***** Input material *****

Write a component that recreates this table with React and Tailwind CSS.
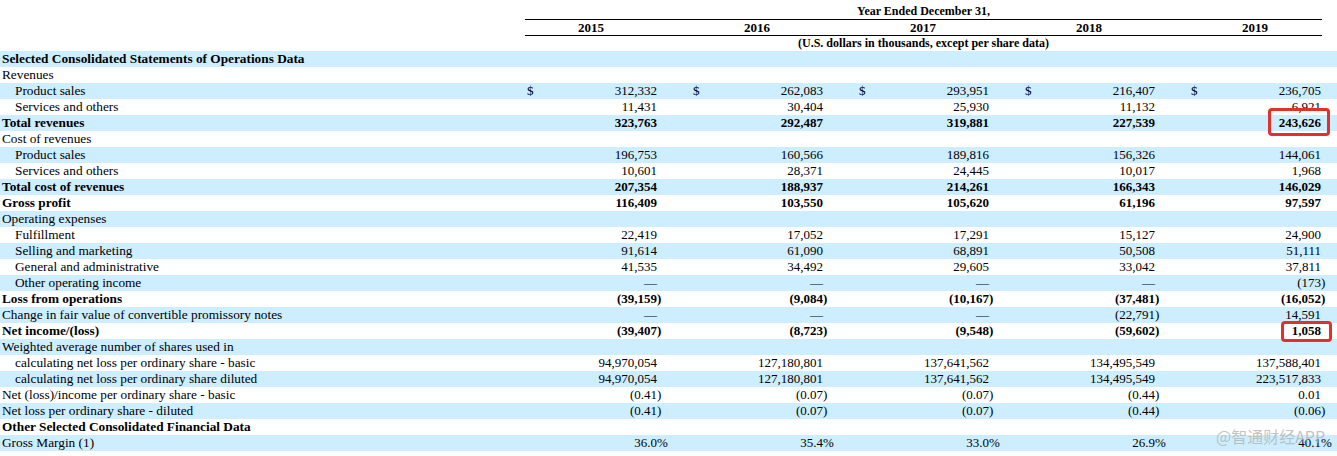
const years = ['2015', '2016', '2017', '2018', '2019'];

// label, indent, bold, values (dollar sign shown when "$" flag true)
const rows = [
  { label: 'Selected Consolidated Statements of Operations Data', bold: true },
  { label: 'Revenues' },
  { label: 'Product sales', indent: true, dollar: true, values: ['312,332', '262,083', '293,951', '216,407', '236,705'] },
  { label: 'Services and others', indent: true, values: ['11,431', '30,404', '25,930', '11,132', '6,921'] },
  { label: 'Total revenues', bold: true, values: ['323,763', '292,487', '319,881', '227,539', '243,626'] },
  { label: 'Cost of revenues' },
  { label: 'Product sales', indent: true, values: ['196,753', '160,566', '189,816', '156,326', '144,061'] },
  { label: 'Services and others', indent: true, values: ['10,601', '28,371', '24,445', '10,017', '1,968'] },
  { label: 'Total cost of revenues', bold: true, values: ['207,354', '188,937', '214,261', '166,343', '146,029'] },
  { label: 'Gross profit', bold: true, values: ['116,409', '103,550', '105,620', '61,196', '97,597'] },
  { label: 'Operating expenses' },
  { label: 'Fulfillment', indent: true, values: ['22,419', '17,052', '17,291', '15,127', '24,900'] },
  { label: 'Selling and marketing', indent: true, values: ['91,614', '61,090', '68,891', '50,508', '51,111'] },
  { label: 'General and administrative', indent: true, values: ['41,535', '34,492', '29,605', '33,042', '37,811'] },
  { label: 'Other operating income', indent: true, values: ['—', '—', '—', '—', '(173)'] },
  { label: 'Loss from operations', bold: true, values: ['(39,159)', '(9,084)', '(10,167)', '(37,481)', '(16,052)'] },
  { label: 'Change in fair value of convertible promissory notes', values: ['—', '—', '—', '(22,791)', '14,591'] },
  { label: 'Net income/(loss)', bold: true, values: ['(39,407)', '(8,723)', '(9,548)', '(59,602)', '1,058'] },
  { label: 'Weighted average number of shares used in' },
  { label: 'calculating net loss per ordinary share - basic', indent: true, values: ['94,970,054', '127,180,801', '137,641,562', '134,495,549', '137,588,401'] },
  { label: 'calculating net loss per ordinary share diluted', indent: true, values: ['94,970,054', '127,180,801', '137,641,562', '134,495,549', '223,517,833'] },
  { label: 'Net (loss)/income per ordinary share - basic', values: ['(0.41)', '(0.07)', '(0.07)', '(0.44)', '0.01'] },
  { label: 'Net loss per ordinary share - diluted', values: ['(0.41)', '(0.07)', '(0.07)', '(0.44)', '(0.06)'] },
  { label: 'Other Selected Consolidated Financial Data', bold: true },
  { label: 'Gross Margin (1)', values: ['36.0%', '35.4%', '33.0%', '26.9%', '40.1%'] },
];

function Cell({ value, dollar }) {
  let num = value;
  let suffix = '';
  if (value.endsWith(')') || value.endsWith('%')) {
    num = value.slice(0, -1);
    suffix = value.slice(-1);
  }
  return (
    <div className="w-[166px] shrink-0 flex">
      <div className="w-[132px] flex justify-between">
        <span className="pl-[2px]">{dollar ? '$' : ''}</span>
        <span>{num}</span>
      </div>
      <span className="w-[12px]">{suffix}</span>
    </div>
  );
}

function Row({ row, blue }) {
  return (
    <div className={`flex h-4 leading-4 whitespace-nowrap ${blue ? 'bg-[#cceeff]' : ''} ${row.bold ? 'font-bold' : ''}`}>
      <div className={`w-[525px] shrink-0 text-[13.3px] ${row.indent ? 'pl-[15px]' : 'pl-[2px]'}`}>{row.label}</div>
      {row.values && row.values.map((v, i) => <Cell key={i} value={v} dollar={row.dollar} />)}
    </div>
  );
}

export default function App() {
  return (
    <div className="relative w-[1337px] h-[456px] overflow-hidden bg-white text-black text-[13px] font-['Liberation_Serif',serif]">
      <div className="h-[3px]" />
      <div className="flex font-bold">
        <div className="w-[525px] shrink-0" />
        <div className="w-[797px] h-[17px] leading-4 text-center text-[12px] border-b border-black">Year Ended December 31,</div>
      </div>
      <div className="flex font-bold">
        <div className="w-[525px] shrink-0" />
        <div className="w-[797px] h-[16px] leading-[15px] flex border-b border-black">
          {years.map((y, i) => (
            <div key={y} className={`${i < 4 ? 'w-[166px]' : 'w-[132px]'} shrink-0`}>
              <div className="w-[132px] text-center">{y}</div>
            </div>
          ))}
        </div>
      </div>
      <div className="flex font-bold">
        <div className="w-[525px] shrink-0" />
        <div className="w-[797px] h-[15px] leading-[15px] text-center text-[12px]">(U.S. dollars in thousands, except per share data)</div>
      </div>

      {rows.map((r, i) => (
        <Row key={i} row={r} blue={i % 2 === 0} />
      ))}

      {/* highlight boxes */}
      <div className="absolute left-[1268px] top-[108px] w-[62px] h-[28px] border-[3px] border-[#e3302b] rounded-[4px]" />
      <div className="absolute left-[1281px] top-[321px] w-[51px] h-[21px] border-[3px] border-[#e3302b] rounded-[4px]" />

      {/* watermark */}
      <div className="absolute left-[1216px] top-[426px] text-[16px] leading-5 text-[#b4b4b4]/80 font-['Noto_Sans_CJK_SC',sans-serif]">
        @智通财经APP
      </div>
    </div>
  );
}
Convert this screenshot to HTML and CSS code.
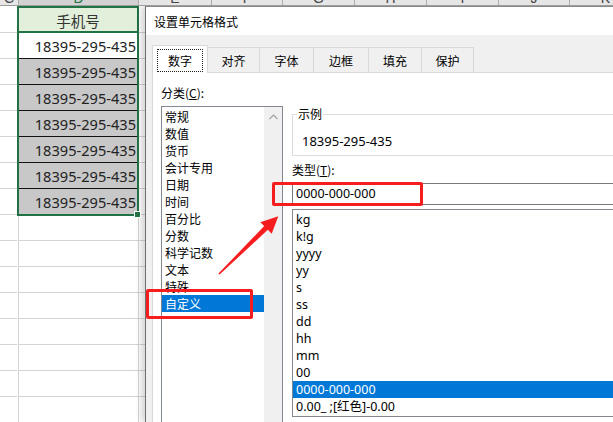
FILE: index.html
```html
<!DOCTYPE html>
<html lang="zh">
<head>
<meta charset="utf-8">
<title>设置单元格格式</title>
<link rel="stylesheet" href="styles.css">
</head>
<body>
<div class="colheads">
  <div class="ch w19"><span>C</span></div>
  <div class="ch w120 sel"><span>D</span></div>
  <div class="ch w73"><span>E</span></div>
  <div class="ch w71"><span>F</span></div>
  <div class="ch w72"><span>G</span></div>
  <div class="ch w72"><span>H</span></div>
  <div class="ch w72"><span>I</span></div>
  <div class="ch w71"><span>J</span></div>
  <div class="ch w72"><span>K</span></div>
</div>
<div class="main">
  <div class="sheet">
    <div class="col colc">
      <div class="gc top"></div><div class="gc"></div><div class="gc"></div><div class="gc"></div>
      <div class="gc"></div><div class="gc"></div><div class="gc"></div><div class="gc"></div>
      <div class="gc"></div><div class="gc"></div><div class="gc"></div><div class="gc"></div>
      <div class="gc"></div><div class="gc"></div><div class="gc"></div><div class="gc"></div>
    </div>
    <div class="col cold">
      <div class="hdr">手机号</div>
      <div class="data">
        <div class="row">18395-295-435</div>
        <div class="row">18395-295-435</div>
        <div class="row">18395-295-435</div>
        <div class="row">18395-295-435</div>
        <div class="row">18395-295-435</div>
        <div class="row">18395-295-435</div>
        <div class="row">18395-295-435</div>
        <span class="handle"></span>
      </div>
      <div class="ec first"></div><div class="ec"></div><div class="ec"></div><div class="ec"></div>
      <div class="ec"></div><div class="ec"></div><div class="ec"></div><div class="ec"></div>
    </div>
    <div class="col cole">
      <div class="gc top"></div><div class="gc"></div><div class="gc"></div><div class="gc"></div>
      <div class="gc"></div><div class="gc"></div><div class="gc"></div><div class="gc"></div>
      <div class="gc"></div><div class="gc"></div><div class="gc"></div><div class="gc"></div>
      <div class="gc"></div><div class="gc"></div><div class="gc"></div><div class="gc"></div>
    </div>
  </div>
  <div class="dialog">
    <div class="titlebar">设置单元格格式</div>
    <div class="dbody">
      <div class="tabs">
        <div class="tab active"><span class="focus">数字</span></div>
        <div class="tab t52">对齐</div>
        <div class="tab t54">字体</div>
        <div class="tab t55">边框</div>
        <div class="tab t53">填充</div>
        <div class="tab t52">保护</div>
      </div>
      <div class="page">
        <div class="leftcol">
          <div class="lbl">分类(<u>C</u>):</div>
          <div class="listbox">
            <div class="items">
              <div class="it">常规</div>
              <div class="it">数值</div>
              <div class="it">货币</div>
              <div class="it">会计专用</div>
              <div class="it">日期</div>
              <div class="it">时间</div>
              <div class="it">百分比</div>
              <div class="it">分数</div>
              <div class="it">科学记数</div>
              <div class="it">文本</div>
              <div class="it">特殊</div>
              <div class="it on">自定义</div>
              <div class="it"></div>
            </div>
            <div class="sbar">
              <svg class="up" width="9" height="6" viewBox="0 0 9 6"><polyline points="0.5,5 4.5,1 8.5,5" fill="none" stroke="#a3a3a3" stroke-width="1.2"/></svg>
            </div>
          </div>
        </div>
        <div class="rightcol">
          <fieldset class="group">
            <legend>示例</legend>
            <div class="sample">18395-295-435</div>
          </fieldset>
          <div class="lbl2">类型(<u>T</u>):</div>
          <div class="input">0000-000-000</div>
          <div class="tlist">
            <div class="ti">kg</div>
            <div class="ti">k!g</div>
            <div class="ti">yyyy</div>
            <div class="ti">yy</div>
            <div class="ti">s</div>
            <div class="ti">ss</div>
            <div class="ti">dd</div>
            <div class="ti">hh</div>
            <div class="ti">mm</div>
            <div class="ti">00</div>
            <div class="ti on">0000-000-000</div>
            <div class="ti">0.00_ ;[红色]-0.00</div>
          </div>
        </div>
      </div>
    </div>
  </div>
</div>
<div class="mark mark1"></div>
<div class="mark mark2"></div>
<svg class="arrow" width="613" height="422" viewBox="0 0 613 422">
  <polygon points="218.4,273.6 264.2,226.1 260.3,222.2 278.3,216.3 271.7,233.8 267.8,229.8 219.6,274.6" fill="#f51d1d"/>
</svg>
</body>
</html>
```
FILE: styles.css
```css
* { box-sizing: border-box; margin: 0; padding: 0; }
html, body { width: 613px; height: 422px; overflow: hidden; }
body {
  position: relative;
  background: #fff;
  font-family: "Noto Sans", "Noto Sans CJK SC", sans-serif;
  font-size: 12px;
  color: #000;
}

/* column header strip */
.colheads {
  display: flex;
  height: 6px;
  background: #e6e6e6;
  border-bottom: 1px solid #9d9d9d;
  overflow: hidden;
}
.ch {
  flex: none;
  height: 5px;
  display: flex;
  justify-content: center;
  align-items: flex-end;
  border-right: 1px solid #ababab;
  overflow: hidden;
  font-family: "Liberation Sans", sans-serif;
  font-size: 14px;
  color: #444;
}
.ch span { line-height: 14px; }
.ch.sel { background: #d2d2d2; color: #217346; }
.w19 { width: 19px; }
.w120 { width: 120px; }
.w73 { width: 73px; }
.w71 { width: 71px; }
.w72 { width: 72px; }

.main { display: flex; height: 416px; overflow: hidden; }

/* spreadsheet */
.sheet { display: flex; flex: none; width: 145px; }
.col { flex: none; }
.colc { width: 17px; }
.cold { width: 122px; }
.cole { width: 6px; }
.gc { height: 26px; border-bottom: 1px solid #d4d4d4; }
.gc.top { height: 27px; }

.hdr {
  height: 25px;
  border: 2px solid #217346;
  border-bottom: 0;
  background: #e2efda;
  display: flex;
  align-items: center;
  justify-content: center;
  padding-top: 1px;
  font-family: "Noto Sans CJK SC", sans-serif;
  font-size: 14.5px;
  color: #333;
}
.data {
  position: relative;
  border: 2px solid #217346;
}
.row {
  height: 26px;
  border-bottom: 1px solid #111;
  background: #c8c8c8;
  text-align: right;
  padding: 2px 1px 0 0;
  line-height: 23px;
  font-family: "Noto Sans", sans-serif;
  font-size: 14.6px;
  color: #222;
  white-space: nowrap;
}
.row:first-child { background: #fff; }
.row:nth-child(7) { height: 25px; border-bottom: 0; }
.handle {
  position: absolute;
  right: -4px;
  bottom: -4px;
  width: 7px;
  height: 7px;
  background: #217346;
  border: 1px solid #fff;
}
.ec {
  margin-left: 1px;
  width: 121px;
  height: 26px;
  border: 1px solid #d4d4d4;
  border-top: 0;
}
.ec.first { height: 25px; }

/* dialog */
.dialog {
  flex: none;
  width: 500px;
  border-left: 1px solid #6e6e6e;
  border-top: 1px solid #8a8a8a;
  background: #f0f0f0;
  box-shadow: -4px 0 6px rgba(0, 0, 0, 0.16);
  display: flex;
  flex-direction: column;
  overflow: hidden;
}
.titlebar {
  flex: none;
  height: 28px;
  background: #fff;
  padding: 6px 0 0 8px;
  line-height: 17px;
  font-size: 12px;
  font-family: "Noto Sans CJK SC", sans-serif;
}
.dbody {
  flex: 1;
  min-height: 0;
  display: flex;
  flex-direction: column;
  padding-left: 6px;
}
.tabs {
  flex: none;
  display: flex;
  align-items: flex-end;
  height: 28px;
  margin-top: 10px;
  margin-bottom: -1px;
}
.tab {
  flex: none;
  height: 26px;
  border-top: 1px solid #d9d9d9;
  border-right: 1px solid #d9d9d9;
  background: #f0f0f0;
  display: flex;
  align-items: center;
  justify-content: center;
  font-family: "Noto Sans CJK SC", sans-serif;
  font-size: 12px;
}
.tab.active {
  position: relative;
  z-index: 1;
  width: 56px;
  height: 28px;
  border-left: 1px solid #d9d9d9;
  background: #fff;
  padding: 3px 4px 1px 4px;
  align-items: stretch;
}
.focus {
  flex: 1;
  border: 1px dotted #222;
  display: flex;
  align-items: center;
  justify-content: center;
}
.t52 { width: 52px; }
.t53 { width: 53px; }
.t54 { width: 54px; }
.t55 { width: 55px; }

.page {
  flex: 1;
  min-height: 0;
  display: flex;
  background: #fff;
  border-top: 1px solid #d9d9d9;
  border-left: 1px solid #d9d9d9;
  padding-left: 8px;
}
.leftcol { flex: none; width: 122px; }
.lbl, .lbl2 {
  line-height: 14px;
  font-family: "Noto Sans CJK SC", sans-serif;
  font-size: 12px;
}
.lbl { margin-top: 13px; }
.listbox {
  margin-top: 6px;
  height: 330px;
  border: 1px solid #828790;
  display: flex;
}
.items { flex: 1; padding-top: 1px; }
.it {
  height: 17px;
  line-height: 17px;
  padding-left: 3px;
  font-family: "Noto Sans CJK SC", sans-serif;
  font-size: 12px;
}
.it.on, .ti.on { background: #0078d7; color: #fff; }
.sbar {
  flex: none;
  width: 18px;
  background: #f0f0f0;
  display: flex;
  justify-content: center;
  padding-top: 7px;
}
.up { display: block; }

.rightcol { flex: 1; margin-left: 9px; display: flex; flex-direction: column; }
.group {
  flex: none;
  margin-top: 34px;
  border: 1px solid #dcdcdc;
  padding: 0;
  min-width: 0;
}
.group legend {
  margin-left: 4px;
  padding: 0 1px;
  line-height: 14px;
  font-family: "Noto Sans CJK SC", sans-serif;
  font-size: 12px;
}
.sample {
  margin-top: 12px;
  padding: 0 0 6px 9px;
  line-height: 16px;
  font-size: 13px;
}
.lbl2 { flex: none; margin-top: 7px; }
.input {
  flex: none;
  margin-top: 6px;
  height: 22px;
  border: 1px solid #7a7a7a;
  padding-left: 3px;
  line-height: 20px;
  font-size: 12.5px;
}
.tlist {
  flex: none;
  margin-top: 4px;
  height: 208px;
  border: 1px solid #828790;
  padding: 1px 0;
}
.ti {
  height: 17px;
  line-height: 17px;
  padding-left: 3px;
  font-size: 12.5px;
  white-space: nowrap;
}

/* annotations */
.mark {
  position: absolute;
  border: 3px solid #f51d1d;
  border-radius: 2px;
}
.mark1 { left: 146px; top: 289px; width: 107px; height: 30px; }
.mark2 { left: 272px; top: 182px; width: 151px; height: 24px; }
.arrow { position: absolute; left: 0; top: 0; }
```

*****

■ **Directions**
Go from the first line of the data above to the line containing "const years = ['2015', '2016', '2017', '2018', '2019'];" and retype exactly those lines, both included, but none of the pictures.

■ **Correct response**
Write a component that recreates this table with React and Tailwind CSS.
const years = ['2015', '2016', '2017', '2018', '2019'];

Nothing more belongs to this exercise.